Tillett attended ‘pens practice’ himself a week before the Guineas and, with Unaware perhaps aware that he was about to lose his place in the race, he arrived in an uncharacteristically calm mood to the delight of Pieters and his connections. He passed through the stalls in a satisfactory manner and Tillett signed the re-issued certificate. He was priced up 17-10 favourite for the race, was lifted in prayer all the way to the pens and into the contest, but found Millard’s freaky filly too good, beaten 2.30-lengths into third.
Many years later, Louw said, he’d left the Cape Turf Club and was caretaking at Kildara Stud in Kwazulu-Natal when, one morning, he was requested to go to Summerveld to collect a horse destined for his retirement home, a game farm near Richards Bay.
He told: “I drove the float to Summerveld and was told that we had a problem, because the old guy that was about to travel was full of nonsense. I went to his paddock and he was a scary beast, a big chestnut. He kicked out, shook his head wildly and made aggressive gestures. He was impossible to load. I recommended that he be sedated so we could get him on the float.
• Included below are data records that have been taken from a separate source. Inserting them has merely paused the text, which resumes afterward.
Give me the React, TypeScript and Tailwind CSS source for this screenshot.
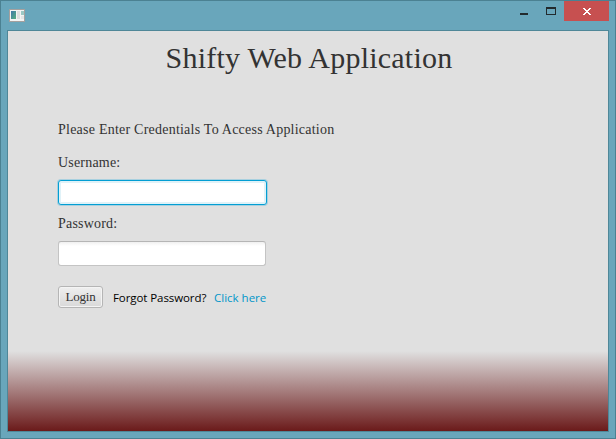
import React from 'react';

function AppIcon() {
  return (
    <svg width="16" height="13" viewBox="0 0 16 13" shapeRendering="crispEdges">
      <defs>
        <linearGradient id="pane" x1="0" y1="0" x2="1" y2="1">
          <stop offset="0" stopColor="#3f78a8" />
          <stop offset="1" stopColor="#58b080" />
        </linearGradient>
      </defs>
      <rect width="16" height="13" fill="#a4a09e" />
      <rect x="1" y="1" width="14" height="11" fill="#f4f4f4" />
      <rect x="2" y="2" width="5" height="8" fill="url(#pane)" />
      <rect x="8" y="2" width="3" height="8" fill="#dedede" />
      <rect x="12" y="2" width="3" height="4" fill="#9cc8c4" />
      <rect x="12" y="7" width="3" height="3" fill="#e6e6e6" />
    </svg>
  );
}

function TitleBar() {
  return (
    <header className="flex h-[29px] shrink-0 items-start justify-between pl-2">
      <div className="pt-2">
        <AppIcon />
      </div>
      <div className="flex pr-[6px]">
        <button aria-label="Minimize" className="flex h-5 w-[27px] items-start pl-[3px] pt-3">
          <span className="h-[2px] w-2 bg-[#222a2d]" />
        </button>
        <button aria-label="Maximize" className="flex h-5 w-5 items-start pt-[6px] pl-[2px]">
          <span className="h-2 w-[10px] border border-t-2 border-[#222a2d]" />
        </button>
        <button aria-label="Close" className="flex h-5 w-[45px] items-start bg-[#c75050] pl-[19px] pt-[7px]">
          <svg width="8" height="7" viewBox="0 0 8 7" fill="#fff" shapeRendering="crispEdges">
            <path d="M0 0h2v1h1v1h2v-1h1v-1h2v1h-1v1h-1v1h-1v1h1v1h1v1h1v1h-2v-1h-1v-1h-2v1h-1v1h-2v-1h1v-1h1v-1h1v-1h-1v-1h-1v-1h-1z" />
          </svg>
        </button>
      </div>
    </header>
  );
}

export default function App() {
  return (
    <div className="flex h-[439px] w-[616px] flex-col overflow-hidden border border-[#4b8192] bg-[#69a6bb] px-[6px] font-['Liberation_Serif',serif] text-[#333]">
      <div className="-mr-[6px] -ml-[6px]">
        <TitleBar />
      </div>
      <main className="flex h-[402px] w-[602px] shrink-0 flex-col border border-[#4f8798] bg-[linear-gradient(to_bottom,#e0e0e0_0%,#e0e0e0_80%,#6b1a1a_100%)]">
        <h1 className="h-[54px] whitespace-nowrap pl-[2px] text-center text-[30px] leading-[54px] tracking-[0.22px]">
          Shifty Web Application
        </h1>
        <form className="flex flex-col pl-[50px]" onSubmit={(e) => e.preventDefault()}>
          <p className="mt-[36px] h-[18px] whitespace-nowrap text-[14px] leading-[18px] tracking-[0.23px]">
            Please Enter Credentials To Access Application
          </p>
          <label htmlFor="user" className="mt-[15px] h-[18px] text-[14px] leading-[18px] tracking-[0.2px]">
            Username:
          </label>
          <input
            id="user"
            className="mt-2 h-[25px] w-[209px] rounded-[3px] border border-[#039ed3] bg-white px-2 shadow-[0_0_0_1px_#7cc3dd90,inset_0_0_0_2px_#e0f2f8] outline-none"
          />
          <label htmlFor="pass" className="mt-[10px] h-[18px] text-[14px] leading-[18px] tracking-[0.2px]">
            Password:
          </label>
          <input
            id="pass"
            type="password"
            className="mt-2 h-[25px] w-[208px] rounded-[3px] border border-[#c4c4c4] border-t-[#b5b5b5] bg-[linear-gradient(to_bottom,#f0f0f0,#fff_4px)] px-2 outline-none"
          />
          <div className="mt-5 flex h-[22px] items-center whitespace-nowrap">
            <button className="h-[22px] w-[45px] rounded-[3px] border border-[#b5b5b5] bg-linear-to-b from-[#efefef] to-[#d9d9d9] text-[13px] leading-5 tracking-[-0.25px] shadow-[inset_0_0_0_1px_#f4f4f4]">
              Login
            </button>
            <span className="ml-[10px] w-[94px] pt-[2px] font-['Open_Sans',sans-serif] text-[11.5px] leading-[22px] tracking-[-0.08px] text-black">
              Forgot Password?
            </span>
            <a className="ml-[7px] pt-[2px] font-['Open_Sans',sans-serif] text-[11.5px] leading-[22px] tracking-[0px] text-[#0096c9]">
              Click here
            </a>
          </div>
        </form>
      </main>
    </div>
  );
}
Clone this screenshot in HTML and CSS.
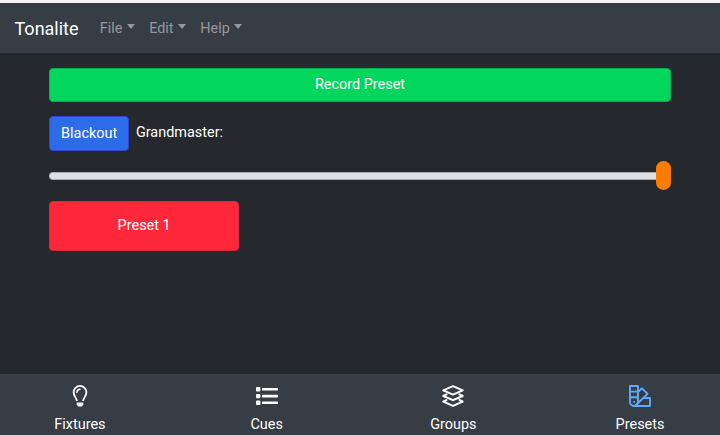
FILE: index.html
```html
<!DOCTYPE html>
<html lang="en">
<head>
<meta charset="utf-8">
<title>Tonalite</title>
<link rel="stylesheet" href="styles.css">
</head>
<body>
<div class="app">
  <header class="navbar">
    <span class="brand">Tonalite</span>
    <nav class="menu">
      <span class="menu-item">File</span>
      <span class="menu-item">Edit</span>
      <span class="menu-item">Help</span>
    </nav>
  </header>
  <main class="content">
    <button class="btn record">Record Preset</button>
    <div class="controls">
      <button class="btn blackout">Blackout</button>
      <span class="label">Grandmaster:</span>
    </div>
    <div class="slider"><div class="track"></div><div class="thumb"></div></div>
    <button class="btn preset">Preset 1</button>
  </main>
  <footer class="tabs">
    <div class="tab">
      <svg class="icon" viewBox="0 0 22 22" fill="none" stroke="currentColor">
        <path d="M7.9 16C7.9 13.3 4.6 11.5 4.6 7.3a6.4 6.4 0 0 1 12.8 0C17.4 11.5 14.1 13.3 14.1 16" stroke-width="1.8"/>
        <path d="M7.8 7.5A3.4 3.4 0 0 1 11 4.3" stroke-width="1.4" stroke-linecap="round"/>
        <path d="M7.7 17.4h6.6v2L13 21.6H9l-1.3-2.2z" fill="currentColor" stroke="none"/>
      </svg>
      <span>Fixtures</span>
    </div>
    <div class="tab">
      <svg class="icon" viewBox="0 0 22 22" fill="currentColor">
        <rect x="0" y="2.1" width="4.4" height="4.4" rx="1"/><rect x="0" y="8.9" width="4.4" height="4.4" rx="1"/><rect x="0" y="15.6" width="4.4" height="4.4" rx="1"/>
        <rect x="6" y="3" width="16" height="2.6" rx=".7"/><rect x="6" y="9.8" width="16" height="2.6" rx=".7"/><rect x="6" y="16.5" width="16" height="2.6" rx=".7"/>
      </svg>
      <span>Cues</span>
    </div>
    <div class="tab">
      <svg class="icon" viewBox="0 0 22 22" fill="none" stroke="currentColor" stroke-width="2" stroke-linejoin="round" stroke-linecap="round">
        <path d="M11 1.2 20.7 5.4 11 9.6 1.3 5.4z"/>
        <path d="M4.5 9.4 1.3 11 11 15.2 20.7 11 17.5 9.4"/>
        <path d="M4.5 15 1.3 16.6 11 20.8 20.7 16.6 17.5 15"/>
      </svg>
      <span>Groups</span>
    </div>
    <div class="tab">
      <svg class="icon active" viewBox="0 0 22 22" fill="none" stroke="currentColor" stroke-width="1.9" stroke-linejoin="round">
        <path d="M1 1h8v16a4 4 0 0 1-8 0zM1 6.6h8M1 12.3h8"/>
        <path d="M9 7.1 13 3.3 18.6 8.9 6.2 20.8"/>
        <path d="M14.4 13H21v8H5"/>
        <circle cx="5" cy="17" r="1.1" fill="currentColor" stroke="none"/>
      </svg>
      <span>Presets</span>
    </div>
  </footer>
</div>
</body>
</html>
```

FILE: styles.css
```css
* { box-sizing: border-box; }
body {
  margin: 0;
  background: #f2f2f2;
  color: #fff;
  font: 14.45px/22px Roboto, "Liberation Sans", sans-serif;
}
.app {
  height: 436px;
  display: flex;
  flex-direction: column;
  border-top: 3px solid #f2f2f2;
  border-bottom: 1px solid #d5d7d9;
  background: #25282d;
}
.navbar {
  height: 50px;
  display: flex;
  align-items: center;
  padding: 0 14.5px;
  background: #373d45;
}
.brand { font-size: 18px; margin: 2px 21.3px 0 0; }
.menu { display: flex; gap: 14.6px; margin-top: 2px; color: #94979b; }
.menu-item { display: flex; }
.menu-item::after {
  content: "";
  margin: 6px 0 0 4px;
  height: 0;
  border: 4.5px solid transparent;
  border-width: 5px 4.5px 0;
  border-top-color: currentColor;
}
.content { flex: 1; padding: 15px 49.4px 0; }
.btn {
  display: block;
  padding: 0;
  border: 1px solid;
  border-radius: 4px;
  color: #fff;
  font: inherit;
}
.record {
  width: 100%;
  height: 34px;
  background: #02d65c;
  border-color: #08b150;
}
.controls { display: flex; margin-top: 14px; }
.blackout {
  width: 79.5px;
  height: 35px;
  padding-top: 1px;
  background: #2c6ce9;
  border-color: #3542d4;
}
.label { margin: 6px 0 0 7px; }
.slider { display: flex; align-items: center; height: 29px; margin-top: 10.4px; }
.track {
  flex: 1;
  height: 8px;
  border: 1px solid #a9acb3;
  border-radius: 4px 0 0 4px;
  border-right: 0;
  background: #dee0e8;
}
.thumb { width: 14.7px; height: 28.8px; border-radius: 7.3px; background: #ff7c00; }
.preset {
  width: 189.5px;
  height: 50px;
  margin-top: 10.6px;
  background: #ff283b;
  border-color: #d92838;
}
.tabs {
  height: 61px;
  display: grid;
  grid-template-columns: repeat(4, 186.7px);
  margin: 0 -13.4px;
  background: #373d45;
}
.tab { display: flex; flex-direction: column; align-items: center; padding-top: 11px; }
.icon { width: 22px; height: 22px; margin-bottom: 7px; }
.active { color: #60abf8; }
```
A veterinarian came out and gave him a shot to settle him down, but even after that we had to be careful. He was grunting and blowing so we put bales of hay all around the horse box in case of a fall.
“With some nudging and pushing the old gelding stepped on and we were all relieved, because he was standing quietly so we were able to leave. But he was only calm until the sedative started wearing off. There was an almighty ruckus from the back and I stepped on the accelerator. It was a long journey!”
Horse, driver and float arrived in Richards Bay in one piece and, curious to as to who his difficult passenger had been, Louw idly flipped through the horse’s passport before handing it over. “It showed that this was none other than Unaware, my old acquaintance from Cape Town. If I’d known it was him, I may not have accepted the job! But it gave me a lot of satisfaction knowing that having reached his forever home, he would never need to be loaded again.”